BEIJING — China said Tuesday that it had uncovered an unspecified "major terrorist organization," a claim that came just ahead of the anniversary of bloody ethnic rioting in the far western region of Xinjiang.
The Public Security Ministry gave little information in its brief announcement, which also coincided with the launch of a government propaganda campaign to promote patriotism in restive Xinjiang, following moves to strengthen security there.
The announcement posted on the Public Security Ministry's website said only that police had "cracked a case involving a major terrorist organization." It said details would be given at a news conference Thursday.
It wasn't immediately clear whether the alleged terrorist group was Xinjiang-based, although Beijing has consistently labeled those opposing Chinese rule over the traditionally Muslim Uighur region as terrorists.
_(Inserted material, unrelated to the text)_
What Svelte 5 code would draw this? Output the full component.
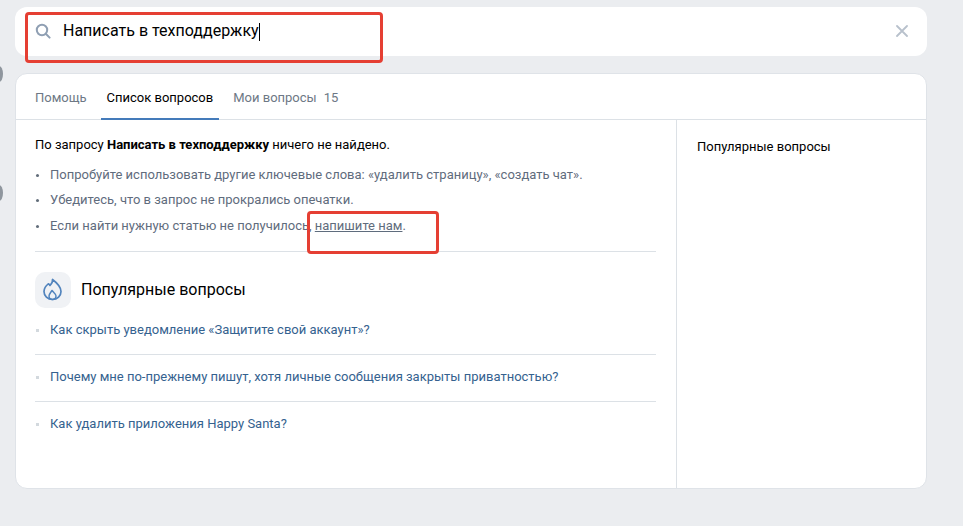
<script>
  const hints = [
    'Попробуйте использовать другие ключевые слова: «удалить страницу», «создать чат».',
    'Убедитесь, что в запрос не прокрались опечатки.'
  ];
  const questions = [
    'Как скрыть уведомление «Защитите свой аккаунт»?',
    'Почему мне по-прежнему пишут, хотя личные сообщения закрыты приватностью?',
    'Как удалить приложения Happy Santa?'
  ];
</script>

<div class="page">
  <span class="dot dot1"></span>
  <span class="dot dot2"></span>

  <div class="search">
    <svg class="glass" width="16" height="16" viewBox="0 0 16 16" fill="none">
      <circle cx="7" cy="7" r="5.2" stroke="#8f9fb3" stroke-width="2"/>
      <path d="M11 11l3.600 3.600" stroke="#8f9fb3" stroke-width="2" stroke-linecap="round"/>
    </svg>
    <span class="query">Написать в техподдержку</span><span class="caret"></span>
    <svg class="close" width="12" height="12" viewBox="0 0 12 12" fill="none">
      <path d="M1 1l10 10M11 1L1 11" stroke="#b8c1cc" stroke-width="1.800" stroke-linecap="round"/>
    </svg>
  </div>

  <div class="card">
    <nav class="tabs">
      <span class="tab">Помощь</span>
      <span class="tab active">Список вопросов</span>
      <span class="tab">Мои вопросы<span class="count">15</span></span>
    </nav>
    <div class="body">
      <main class="content">
        <p class="lead">По запросу <b>Написать в техподдержку</b> ничего не найдено.</p>
        <ul class="hints">
          {#each hints as h}
            <li>{h}</li>
          {/each}
          <li>Если найти нужную статью не получилось, <a href="#top">напишите нам</a>.</li>
        </ul>
        <div class="heading">
          <div class="fire">
            <svg width="22" height="24" viewBox="0 0 22 24" fill="none">
              <path d="M10.500 1.500c.5 3-1 4.500-2.500 6-.5-.8-1-1.300-1.700-1.700C3.500 8 2 10.500 2 13.500c0 4.500 3.600 8 8.500 8s8.500-3.500 8.500-8c0-5-4.500-9-8.500-12z" stroke="#5284bd" stroke-width="1.700" stroke-linejoin="round"/>
              <path d="M10.500 21.500c-2 0-3.500-1.600-3.500-3.500 0-2 1.500-3.200 3-5.500 1.800 2 4 3.500 4 5.500 0 1.900-1.500 3.500-3.500 3.500z" stroke="#5284bd" stroke-width="1.500" stroke-linejoin="round"/>
            </svg>
          </div>
          <h2>Популярные вопросы</h2>
        </div>
        <ul class="questions">
          {#each questions as q}
            <li>{q}</li>
          {/each}
        </ul>
      </main>
      <aside class="side">Популярные вопросы</aside>
    </div>
  </div>

  <div class="mark mark1"></div>
  <div class="mark mark2"></div>
</div>

<style>
  :global(body) {
    margin: 0;
    background: #ebedf0;
  }
  .page {
    position: relative;
    width: 963px;
    height: 526px;
    overflow: hidden;
    padding: 7px 36px 0 15px;
    box-sizing: border-box;
    font-family: Roboto, "Liberation Sans", sans-serif;
    font-size: 13px;
    color: #000;
  }
  .dot {
    position: absolute;
    left: -5px;
    width: 8px;
    height: 16px;
    background: #8f969e;
    border-radius: 50%;
  }
  .dot1 { top: 66px; }
  .dot2 { top: 185px; }
  .search {
    display: flex;
    align-items: center;
    height: 49px;
    padding: 0 19px 2px 20px;
    box-sizing: border-box;
    background: #fff;
    border-radius: 12px;
  }
  .glass { flex: none; margin-right: 12px; }
  .query { font-size: 16px; line-height: 20px; }
  .caret { width: 1px; height: 18px; background: #000; margin-top: 2px; }
  .close { margin-left: auto; }
  .card {
    margin-top: 17px;
    height: 416px;
    box-sizing: border-box;
    background: #fff;
    border: 1px solid #dfe3e8;
    border-radius: 12px;
    display: flex;
    flex-direction: column;
    overflow: hidden;
  }
  .tabs {
    display: flex;
    height: 46px;
    flex: none;
    box-sizing: border-box;
    padding-left: 13px;
    border-bottom: 1px solid #dce1e6;
    gap: 8px;
    color: #6d7885;
  }
  .tab {
    display: flex;
    align-items: center;
    padding: 0 6px;
    height: 46px;
    box-sizing: border-box;
  }
  .tab.active {
    color: #000;
    border-bottom: 2px solid #447bba;
    padding-top: 2px;
  }
  .count { margin-left: 7px; }
  .body { display: flex; flex: 1; min-height: 0; }
  .content {
    width: 661px;
    box-sizing: border-box;
    padding: 0 20px 0 19px;
    border-right: 1px solid #dce1e6;
  }
  .lead {
    margin: 17px 0 0;
    line-height: 16px;
  }
  .lead b { font-weight: 700; }
  .hints {
    list-style: none;
    margin: 14px 0 0;
    padding: 0 0 17px;
    border-bottom: 1px solid #dce1e6;
    color: #5f6c7d;
  }
  .hints li {
    position: relative;
    padding-left: 15px;
    height: 25px;
    line-height: 16px;
  }
  .hints li:nth-child(2) { height: 26px; }
  .hints li:last-child { height: 16px; }
  .hints li::before {
    content: '';
    position: absolute;
    left: 1px;
    top: 7px;
    width: 3px;
    height: 3px;
    border-radius: 50%;
    background: #626d7a;
  }
  .hints a { color: inherit; text-decoration: underline; }
  .heading {
    display: flex;
    align-items: center;
    margin-top: 20px;
    gap: 10px;
  }
  .fire {
    width: 36px;
    height: 36px;
    border-radius: 10px;
    background: #f0f2f5;
    display: flex;
    align-items: center;
    justify-content: center;
  }
  h2 {
    margin: 0;
    font-size: 16px;
    font-weight: 400;
    line-height: 20px;
  }
  .questions {
    list-style: none;
    margin: 0;
    padding: 0;
    color: #35628f;
  }
  .questions li {
    position: relative;
    padding: 13px 0 16px 15px;
    line-height: 17px;
    border-bottom: 1px solid #dce1e6;
  }
  .questions li:last-child { border-bottom: 0; }
  .questions li::before {
    content: '';
    position: absolute;
    left: 1px;
    top: 21px;
    width: 3px;
    height: 3px;
    background: #d3d9de;
  }
  .side {
    padding: 19px 20px;
    line-height: 16px;
  }
  .mark {
    position: absolute;
    box-sizing: border-box;
    border: 3px solid #e53f33;
    border-radius: 4px;
  }
  .mark1 { left: 25px; top: 12px; width: 358px; height: 51px; }
  .mark2 { left: 307px; top: 211px; width: 132px; height: 43px; }
</style>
In 2008, the government claimed to have cracked a number of Uighur plots to attack the 2008 Beijing Olympics.
Beijing has also applied the term to Tibetans who live abroad and whom China accuses of fomenting anti-government riots in 2008 that killed 22 in Tibet's capital Lhasa. Domestic enemines such as the banned Falun Gong meditation sect have also been described as terrorists.
Long-simmering tensions between Uighurs and majority Han Chinese migrants in Xinjiang turned deadly in the capital Urumqi last July 5, leaving nearly 200 people dead in China's worst ethnic violence in decades. Beijing accused overseas organizers of plotting the violence.